Cynthia Bonacossa, a
Cynthia B., é quase uma 3x4 do quadrinista brasileiro: uma alma inquieta, sagaz e que ri das próprias desgraças com um sorriso doido no rosto. O único porém é que a autora não esteve tão mal na foto. Entre 2009 e 2015, trabalhou com Allan Sieber e em publicações udigrudi como
Golden Shower e
Pé-de-Cabra, fez tiras para a Piauí, para a Folha e, de quebra, fez residência na Maison des Auteurs, em Angoulême.
Tudo isso e ainda lembrava a Karen O naquela
foto de divulgação. Nada mal mesmo.
Daí que
Estudante de Medicina, sua estreia autoral, apenas seis anos após pendurar o jaleco de médica para seguir carreira nos quadrinhos, é algo digno de nota. Publicado pela
Veneta em 2017, o livro, inclusive, ganhou
edição francesa.
Até aí, tudo bueno, tudo azul, com
entrevista para o G1 e pá e bola. Mas de lá pra cá, o jaleco retornou da gaveta, vingativo. E foi a vez do nanquim ser pendurado. Ao menos, é
o que consta. Brasil pós-2018 não é para fracos.
Estudante de Medicina é um registro semi-autobiográfico de Cynthia no período em que ela cursou Medicina na UFRJ, entre 2006 e 2011. E confesso, é uma HQ que me ganhou já na prévia gratuita... pelos motivos mais escatológicos.
Foi a prévia certa na hora certa. Na época, andava imerso na onda de "vídeos satisfatórios" no YouTube. Mas sem putaria: os
vídeos em questão mostram extrações de toda sorte de abcessos, espinhas e cravos tão gigantescos que parece que a qualquer momento vão sair dali e destruir Tóquio. Impressionante a quantidade de trasheiras que se abrigam por baixo da pele.
Em outras palavras, foi amor à 1ª vista. Ou espremida.
Peguei logo que vi. Mas por motivo de
pilhadegibis, só li agora. 6 anos para devorar o livro em 1 hora. É uma leitura purulenta/suculenta e divertidíssima.
E um tanto diferente do que imaginei naquela impressão inicial.

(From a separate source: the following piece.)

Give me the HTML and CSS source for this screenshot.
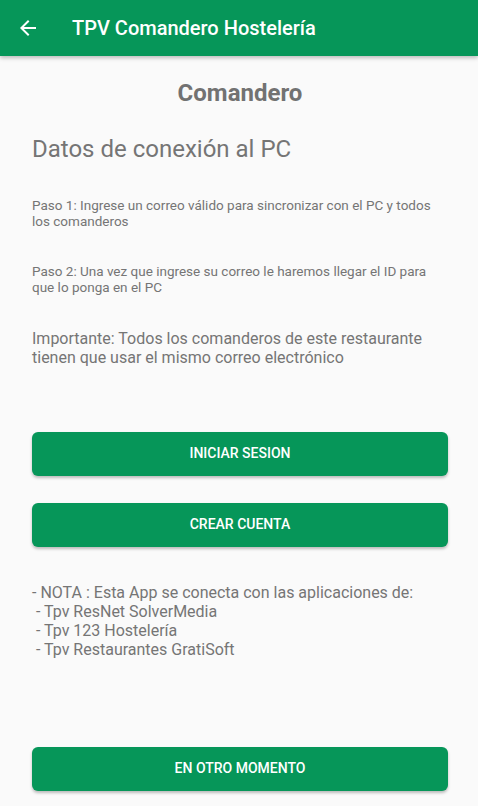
FILE: index.html
```html
<html>
<head>
    <link rel="stylesheet" href="styles.css">
</head>
<body>
    <div class="app-bar">
        <svg class="back-icon" width="24" height="24" viewBox="0 0 24 24">
            <path d="M20 11H7.83l5.59-5.59L12 4l-8 8 8 8 1.41-1.41L7.83 13H20v-2z" fill="#ffffff"/>
        </svg>
        <div class="app-title">TPV Comandero Hostelería</div>
    </div>
    <div class="content">
        <h1 class="title">Comandero</h1>
        <h2 class="subtitle">Datos de conexión al PC</h2>
        <p class="step">Paso 1: Ingrese un correo válido para sincronizar con el PC y todos los comanderos</p>
        <p class="step">Paso 2: Una vez que ingrese su correo le haremos llegar el ID para que lo ponga en el PC</p>
        <p class="note">Importante: Todos los comanderos de este restaurante tienen que usar el mismo correo electrónico</p>
        <button class="btn btn-first">INICIAR SESION</button>
        <button class="btn">CREAR CUENTA</button>
        <p class="note apps">- NOTA : Esta App se conecta con las aplicaciones de:<br>&nbsp;- Tpv ResNet SolverMedia<br>&nbsp;- Tpv 123 Hostelería<br>&nbsp;- Tpv Restaurantes GratiSoft</p>
        <button class="btn btn-last">EN OTRO MOMENTO</button>
    </div>
</body>
</html>
```

FILE: styles.css
```css
body {
    margin: 0;
    background-color: #fafafa;
    font-family: Roboto, "Liberation Sans", sans-serif;
    color: #757575;
}
.app-bar {
    height: 56px;
    background-color: #069659;
    display: flex;
    align-items: center;
    padding-left: 16px;
    box-shadow: 0 2px 4px rgba(0, 0, 0, 0.25);
    position: relative;
}
.back-icon {
    margin-right: 32px;
}
.app-title {
    color: #ffffff;
    font-size: 20px;
    font-weight: 500;
}
.content {
    padding: 23px 30px 0 32px;
    display: flex;
    flex-direction: column;
}
.title {
    margin: 0;
    font-size: 24px;
    line-height: 28px;
    font-weight: bold;
    text-align: center;
    color: #727272;
}
.subtitle {
    margin: 28px 0 0;
    font-size: 24px;
    line-height: 28px;
    font-weight: normal;
}
.step {
    margin: 34px 0 0;
    font-size: 13.5px;
    line-height: 16px;
}
.note {
    margin: 34px 0 0;
    font-size: 16px;
    line-height: 19px;
}
.apps {
    margin-top: 36px;
}
.btn {
    height: 44px;
    margin-top: 27px;
    border: none;
    border-radius: 6px;
    background-color: #069659;
    color: #ffffff;
    font-family: Roboto, "Liberation Sans", sans-serif;
    font-size: 14px;
    font-weight: 500;
    padding: 0 0 3px;
    box-shadow: 0 2px 3px rgba(0, 0, 0, 0.25);
}
.btn-first {
    margin-top: 65px;
}
.btn-last {
    margin-top: 88px;
}
```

A rotina acadêmica pode ser um dos períodos mais complicados na vida de qualquer um – coroando a pós-adolescência, um período já bem pau-no-cu por si só. Com a quadrinista não foi diferente.
Então, o livro acaba priorizando temas mais intimistas baseados em experiências pessoais e/ou de terceiros, a dinâmica caótica dos relacionamentos, dilemas vocacionais, entreveros familiares e pronto, temos aí uma obra
coming of age moderninha, extrovertida, morando na Barra e bronzeada pelo sol de Ipanema – não exatamente o Carnaval de vísceras & fluídos humanos que assaltava minha imaginação há anos.
Felizmente, o
storytelling de Cynthia é muito cativante. Bem-humorado e salpicado de tons irônicos e autodepreciativos, mesmo quando a homônima protagonista passa por seu momento mais sombrio (sem spoiler). O choque de realidade no finalzinho é, ao mesmo tempo, terno, engraçado e com um puta gosto amargo que me lembrou do final-porrada de
A Primeira Noite de um Homem.
Sim, acabei de comparar o gibi com o clássico de Mike Nichols. Nunca me pegarão vivo.
Claro que a coisa toda fica brilhante quando aborda a rotina punk de prontuários, pediatrias e propedêuticas. Ri alto nos perrengues mais, digamos,
fisiológico-viscerais e nos bizarros causos hospitalares (o cerumano é muito, muito escroto) – tudo acentuado pelo seu traço "toscomics", que aqui coube à perfeição. Também é difícil não se emocionar com o drama de algumas situações, sempre retratadas com pragmatismo e sensibilidade pela autora.
Daria fácil um
Estudante de Medicina 2 - A Revanche só com essas histórias cabulosas de enfermarias e pronto atendimentos.
Sinceramente, é o mínimo que espero se um dia ela pendurar o jaleco mais uma vez.